==== RAW RECORDS

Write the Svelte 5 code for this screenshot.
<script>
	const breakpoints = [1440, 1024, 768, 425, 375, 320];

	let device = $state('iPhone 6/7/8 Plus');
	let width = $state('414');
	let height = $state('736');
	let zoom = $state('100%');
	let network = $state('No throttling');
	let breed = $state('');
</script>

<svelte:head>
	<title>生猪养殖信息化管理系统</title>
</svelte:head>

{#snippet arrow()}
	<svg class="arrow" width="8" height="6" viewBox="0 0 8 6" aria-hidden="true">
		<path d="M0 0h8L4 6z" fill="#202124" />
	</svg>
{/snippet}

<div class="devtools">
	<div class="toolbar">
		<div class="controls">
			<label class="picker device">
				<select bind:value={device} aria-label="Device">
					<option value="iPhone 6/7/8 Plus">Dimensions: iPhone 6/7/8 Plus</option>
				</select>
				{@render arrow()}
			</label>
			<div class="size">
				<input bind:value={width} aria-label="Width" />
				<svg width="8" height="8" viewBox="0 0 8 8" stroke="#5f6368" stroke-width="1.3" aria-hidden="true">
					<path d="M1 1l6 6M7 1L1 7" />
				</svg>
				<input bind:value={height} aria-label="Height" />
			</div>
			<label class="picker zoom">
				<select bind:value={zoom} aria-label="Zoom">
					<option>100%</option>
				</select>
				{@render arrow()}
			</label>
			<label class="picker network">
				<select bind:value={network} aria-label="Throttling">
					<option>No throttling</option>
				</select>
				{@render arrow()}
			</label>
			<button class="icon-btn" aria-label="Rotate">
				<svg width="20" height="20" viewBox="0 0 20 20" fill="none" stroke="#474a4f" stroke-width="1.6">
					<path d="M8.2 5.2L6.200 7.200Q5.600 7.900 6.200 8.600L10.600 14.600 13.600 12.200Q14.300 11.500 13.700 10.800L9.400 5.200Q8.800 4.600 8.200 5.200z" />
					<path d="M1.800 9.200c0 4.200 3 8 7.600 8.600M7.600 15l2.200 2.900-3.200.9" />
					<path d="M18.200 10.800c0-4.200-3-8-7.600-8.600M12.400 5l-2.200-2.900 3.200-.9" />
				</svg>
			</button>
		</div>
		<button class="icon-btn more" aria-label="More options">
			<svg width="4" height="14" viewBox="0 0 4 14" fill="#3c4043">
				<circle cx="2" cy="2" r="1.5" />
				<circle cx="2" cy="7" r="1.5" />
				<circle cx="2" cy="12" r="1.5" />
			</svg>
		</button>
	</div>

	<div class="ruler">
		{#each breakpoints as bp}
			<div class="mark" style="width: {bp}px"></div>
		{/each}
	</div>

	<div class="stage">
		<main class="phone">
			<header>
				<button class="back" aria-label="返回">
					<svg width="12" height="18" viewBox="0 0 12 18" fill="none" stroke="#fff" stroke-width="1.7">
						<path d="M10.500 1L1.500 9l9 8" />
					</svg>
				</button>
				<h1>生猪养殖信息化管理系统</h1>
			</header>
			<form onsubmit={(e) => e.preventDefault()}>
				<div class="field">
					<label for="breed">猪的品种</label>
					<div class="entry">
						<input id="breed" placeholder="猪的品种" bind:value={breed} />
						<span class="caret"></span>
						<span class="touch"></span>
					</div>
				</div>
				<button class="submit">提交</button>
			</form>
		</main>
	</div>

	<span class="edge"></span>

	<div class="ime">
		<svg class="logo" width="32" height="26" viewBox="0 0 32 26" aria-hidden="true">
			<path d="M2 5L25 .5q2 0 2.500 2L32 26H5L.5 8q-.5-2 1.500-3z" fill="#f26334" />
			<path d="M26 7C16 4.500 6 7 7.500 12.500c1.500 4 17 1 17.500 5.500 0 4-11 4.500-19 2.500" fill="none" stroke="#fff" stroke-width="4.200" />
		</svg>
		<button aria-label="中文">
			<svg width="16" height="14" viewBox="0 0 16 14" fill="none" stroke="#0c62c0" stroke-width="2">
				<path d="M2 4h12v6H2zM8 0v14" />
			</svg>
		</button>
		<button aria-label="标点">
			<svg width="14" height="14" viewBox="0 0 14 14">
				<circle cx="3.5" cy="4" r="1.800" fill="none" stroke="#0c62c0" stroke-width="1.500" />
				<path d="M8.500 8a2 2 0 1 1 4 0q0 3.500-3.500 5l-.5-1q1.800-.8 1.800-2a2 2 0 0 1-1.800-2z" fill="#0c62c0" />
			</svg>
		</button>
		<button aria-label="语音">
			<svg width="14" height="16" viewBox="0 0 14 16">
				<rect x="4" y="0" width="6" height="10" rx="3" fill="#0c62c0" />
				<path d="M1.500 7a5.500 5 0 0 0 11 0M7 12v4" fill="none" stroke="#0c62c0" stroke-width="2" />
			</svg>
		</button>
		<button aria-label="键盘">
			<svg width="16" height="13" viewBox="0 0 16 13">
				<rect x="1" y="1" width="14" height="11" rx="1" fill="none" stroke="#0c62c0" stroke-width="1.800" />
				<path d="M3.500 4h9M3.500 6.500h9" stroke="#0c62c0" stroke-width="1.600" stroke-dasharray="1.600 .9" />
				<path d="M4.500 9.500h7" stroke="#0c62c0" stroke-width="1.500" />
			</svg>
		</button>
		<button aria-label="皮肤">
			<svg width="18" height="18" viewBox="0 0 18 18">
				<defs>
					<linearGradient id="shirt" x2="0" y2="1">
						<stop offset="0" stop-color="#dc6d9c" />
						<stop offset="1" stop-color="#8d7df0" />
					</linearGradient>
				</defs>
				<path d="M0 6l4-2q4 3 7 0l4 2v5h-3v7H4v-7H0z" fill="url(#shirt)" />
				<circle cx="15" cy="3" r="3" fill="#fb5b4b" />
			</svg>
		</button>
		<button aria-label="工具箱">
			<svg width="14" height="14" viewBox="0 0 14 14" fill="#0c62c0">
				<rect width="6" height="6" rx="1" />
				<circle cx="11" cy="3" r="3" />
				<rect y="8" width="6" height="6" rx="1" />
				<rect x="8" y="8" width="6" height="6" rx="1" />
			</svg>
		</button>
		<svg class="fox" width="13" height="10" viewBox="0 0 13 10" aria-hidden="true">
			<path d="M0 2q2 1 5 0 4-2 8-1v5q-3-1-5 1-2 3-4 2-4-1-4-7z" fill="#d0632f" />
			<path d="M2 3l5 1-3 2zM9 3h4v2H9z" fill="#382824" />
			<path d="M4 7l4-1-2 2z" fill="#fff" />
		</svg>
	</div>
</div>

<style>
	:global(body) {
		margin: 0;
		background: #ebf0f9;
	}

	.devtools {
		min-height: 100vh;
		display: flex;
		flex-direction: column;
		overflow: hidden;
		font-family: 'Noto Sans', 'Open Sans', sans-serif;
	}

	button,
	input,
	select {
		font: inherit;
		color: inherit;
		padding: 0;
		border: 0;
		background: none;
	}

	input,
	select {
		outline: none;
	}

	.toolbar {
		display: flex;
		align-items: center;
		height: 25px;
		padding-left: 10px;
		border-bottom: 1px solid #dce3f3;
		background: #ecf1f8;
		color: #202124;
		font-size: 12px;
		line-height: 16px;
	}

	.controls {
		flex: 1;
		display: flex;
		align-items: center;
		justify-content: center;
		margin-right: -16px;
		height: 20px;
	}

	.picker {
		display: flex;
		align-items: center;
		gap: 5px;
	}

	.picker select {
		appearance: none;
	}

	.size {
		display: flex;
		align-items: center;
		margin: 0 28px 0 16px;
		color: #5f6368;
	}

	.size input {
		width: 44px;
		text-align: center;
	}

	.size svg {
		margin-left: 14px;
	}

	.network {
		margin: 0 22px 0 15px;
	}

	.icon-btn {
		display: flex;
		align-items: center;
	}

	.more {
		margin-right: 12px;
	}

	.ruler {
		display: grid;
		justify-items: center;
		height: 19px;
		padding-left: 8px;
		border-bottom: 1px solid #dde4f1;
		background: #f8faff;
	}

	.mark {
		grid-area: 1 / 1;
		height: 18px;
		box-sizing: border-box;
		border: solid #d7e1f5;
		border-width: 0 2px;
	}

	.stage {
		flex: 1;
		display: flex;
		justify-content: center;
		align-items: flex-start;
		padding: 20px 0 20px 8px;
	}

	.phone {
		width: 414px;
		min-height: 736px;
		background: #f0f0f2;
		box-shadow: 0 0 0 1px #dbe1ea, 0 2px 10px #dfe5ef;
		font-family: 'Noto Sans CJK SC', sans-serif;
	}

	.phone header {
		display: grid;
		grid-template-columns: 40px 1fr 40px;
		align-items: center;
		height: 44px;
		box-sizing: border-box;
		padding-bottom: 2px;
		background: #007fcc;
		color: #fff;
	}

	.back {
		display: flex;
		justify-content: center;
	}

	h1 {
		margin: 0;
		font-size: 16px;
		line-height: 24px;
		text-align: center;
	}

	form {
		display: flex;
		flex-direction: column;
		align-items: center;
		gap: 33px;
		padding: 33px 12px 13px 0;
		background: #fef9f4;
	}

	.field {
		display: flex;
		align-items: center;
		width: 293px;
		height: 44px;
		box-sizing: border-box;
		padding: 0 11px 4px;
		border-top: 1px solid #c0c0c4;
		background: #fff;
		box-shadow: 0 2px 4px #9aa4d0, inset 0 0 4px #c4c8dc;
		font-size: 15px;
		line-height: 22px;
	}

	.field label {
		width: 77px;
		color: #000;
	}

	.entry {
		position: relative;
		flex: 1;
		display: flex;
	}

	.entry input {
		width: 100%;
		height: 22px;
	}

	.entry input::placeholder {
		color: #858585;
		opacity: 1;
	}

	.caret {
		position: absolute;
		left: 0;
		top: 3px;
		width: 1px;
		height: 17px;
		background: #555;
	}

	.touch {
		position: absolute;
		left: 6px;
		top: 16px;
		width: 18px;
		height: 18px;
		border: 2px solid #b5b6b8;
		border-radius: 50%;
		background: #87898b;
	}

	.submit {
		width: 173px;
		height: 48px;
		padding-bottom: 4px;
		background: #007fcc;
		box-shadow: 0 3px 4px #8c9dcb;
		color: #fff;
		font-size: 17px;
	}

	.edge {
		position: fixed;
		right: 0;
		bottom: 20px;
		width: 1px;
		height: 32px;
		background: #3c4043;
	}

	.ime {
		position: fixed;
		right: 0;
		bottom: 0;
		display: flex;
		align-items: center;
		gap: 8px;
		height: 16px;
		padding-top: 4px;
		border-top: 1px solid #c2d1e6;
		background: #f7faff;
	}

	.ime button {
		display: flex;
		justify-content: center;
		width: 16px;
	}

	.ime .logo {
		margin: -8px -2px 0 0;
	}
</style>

========
==== RAW RECORDS

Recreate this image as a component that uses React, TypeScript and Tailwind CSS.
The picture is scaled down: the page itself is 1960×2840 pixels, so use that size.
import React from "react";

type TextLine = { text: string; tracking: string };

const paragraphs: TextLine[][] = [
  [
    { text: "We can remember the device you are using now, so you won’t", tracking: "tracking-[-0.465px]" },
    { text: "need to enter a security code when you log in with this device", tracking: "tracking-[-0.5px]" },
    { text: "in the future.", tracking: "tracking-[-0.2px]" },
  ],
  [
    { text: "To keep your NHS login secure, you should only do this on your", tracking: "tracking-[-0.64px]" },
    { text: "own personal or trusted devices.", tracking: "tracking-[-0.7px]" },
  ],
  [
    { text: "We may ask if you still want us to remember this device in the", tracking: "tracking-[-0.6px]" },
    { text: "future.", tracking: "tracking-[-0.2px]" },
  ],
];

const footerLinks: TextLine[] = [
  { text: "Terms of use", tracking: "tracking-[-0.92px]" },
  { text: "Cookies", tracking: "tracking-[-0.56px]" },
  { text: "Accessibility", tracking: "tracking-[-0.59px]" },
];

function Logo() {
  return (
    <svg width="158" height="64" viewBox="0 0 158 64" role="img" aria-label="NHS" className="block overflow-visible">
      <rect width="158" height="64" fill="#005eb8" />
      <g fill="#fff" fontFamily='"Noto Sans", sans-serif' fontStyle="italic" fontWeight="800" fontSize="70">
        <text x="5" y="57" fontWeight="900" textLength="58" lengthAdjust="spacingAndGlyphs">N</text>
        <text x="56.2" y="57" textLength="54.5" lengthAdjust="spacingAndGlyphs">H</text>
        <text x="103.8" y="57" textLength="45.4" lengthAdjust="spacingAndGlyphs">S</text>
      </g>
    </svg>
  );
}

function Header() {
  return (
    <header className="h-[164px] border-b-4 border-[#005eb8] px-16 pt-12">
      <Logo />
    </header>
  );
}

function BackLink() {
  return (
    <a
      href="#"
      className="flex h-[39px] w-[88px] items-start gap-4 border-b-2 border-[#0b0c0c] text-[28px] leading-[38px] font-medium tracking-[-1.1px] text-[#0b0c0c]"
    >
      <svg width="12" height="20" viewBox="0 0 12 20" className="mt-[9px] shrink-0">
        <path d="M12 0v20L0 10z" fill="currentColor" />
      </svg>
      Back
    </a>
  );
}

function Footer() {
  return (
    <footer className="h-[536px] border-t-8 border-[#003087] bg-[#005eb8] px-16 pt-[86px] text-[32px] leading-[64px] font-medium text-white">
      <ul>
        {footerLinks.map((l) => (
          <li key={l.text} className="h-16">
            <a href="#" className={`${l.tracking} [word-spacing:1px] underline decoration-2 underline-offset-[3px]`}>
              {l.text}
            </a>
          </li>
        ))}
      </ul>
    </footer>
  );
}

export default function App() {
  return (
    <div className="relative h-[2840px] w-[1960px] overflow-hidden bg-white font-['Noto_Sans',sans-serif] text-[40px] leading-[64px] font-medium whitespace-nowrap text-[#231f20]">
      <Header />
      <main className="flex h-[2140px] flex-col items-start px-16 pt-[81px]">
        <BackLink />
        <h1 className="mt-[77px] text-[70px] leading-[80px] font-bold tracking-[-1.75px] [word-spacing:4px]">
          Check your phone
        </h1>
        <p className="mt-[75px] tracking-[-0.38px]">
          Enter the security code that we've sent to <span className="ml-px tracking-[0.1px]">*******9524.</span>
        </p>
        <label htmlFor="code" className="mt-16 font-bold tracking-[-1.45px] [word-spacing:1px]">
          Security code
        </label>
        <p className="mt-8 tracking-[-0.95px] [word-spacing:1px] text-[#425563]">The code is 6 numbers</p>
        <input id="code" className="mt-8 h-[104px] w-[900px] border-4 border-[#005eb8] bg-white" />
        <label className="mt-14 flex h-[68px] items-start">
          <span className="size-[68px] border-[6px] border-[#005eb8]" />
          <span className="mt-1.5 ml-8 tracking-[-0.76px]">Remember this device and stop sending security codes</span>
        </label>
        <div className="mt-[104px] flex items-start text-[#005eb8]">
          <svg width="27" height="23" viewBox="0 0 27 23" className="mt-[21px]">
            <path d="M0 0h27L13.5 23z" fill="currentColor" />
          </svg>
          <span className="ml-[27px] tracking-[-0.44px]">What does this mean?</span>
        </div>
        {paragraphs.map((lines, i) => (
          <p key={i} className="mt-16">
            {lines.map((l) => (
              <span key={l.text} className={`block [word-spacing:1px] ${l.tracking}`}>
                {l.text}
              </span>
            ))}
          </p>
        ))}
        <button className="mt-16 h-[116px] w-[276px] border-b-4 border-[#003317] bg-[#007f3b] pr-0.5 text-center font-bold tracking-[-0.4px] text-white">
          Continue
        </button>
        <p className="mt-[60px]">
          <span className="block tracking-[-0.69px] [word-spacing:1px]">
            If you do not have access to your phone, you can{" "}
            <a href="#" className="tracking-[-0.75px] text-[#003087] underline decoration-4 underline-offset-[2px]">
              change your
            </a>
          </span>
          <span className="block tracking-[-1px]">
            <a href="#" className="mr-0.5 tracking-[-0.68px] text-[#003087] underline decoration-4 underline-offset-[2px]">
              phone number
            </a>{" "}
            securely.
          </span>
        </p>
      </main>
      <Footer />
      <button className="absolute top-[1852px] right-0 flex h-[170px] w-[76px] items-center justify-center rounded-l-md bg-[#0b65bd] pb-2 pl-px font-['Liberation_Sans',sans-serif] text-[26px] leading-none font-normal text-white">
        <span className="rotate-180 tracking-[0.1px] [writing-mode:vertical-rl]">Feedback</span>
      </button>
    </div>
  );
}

========

• [STATED EXERCISE]
Select and copy every line of the listing with the word "React".

• [COMPLETE OUTPUT]
Recreate this image as a component that uses React, TypeScript and Tailwind CSS.
import React from "react";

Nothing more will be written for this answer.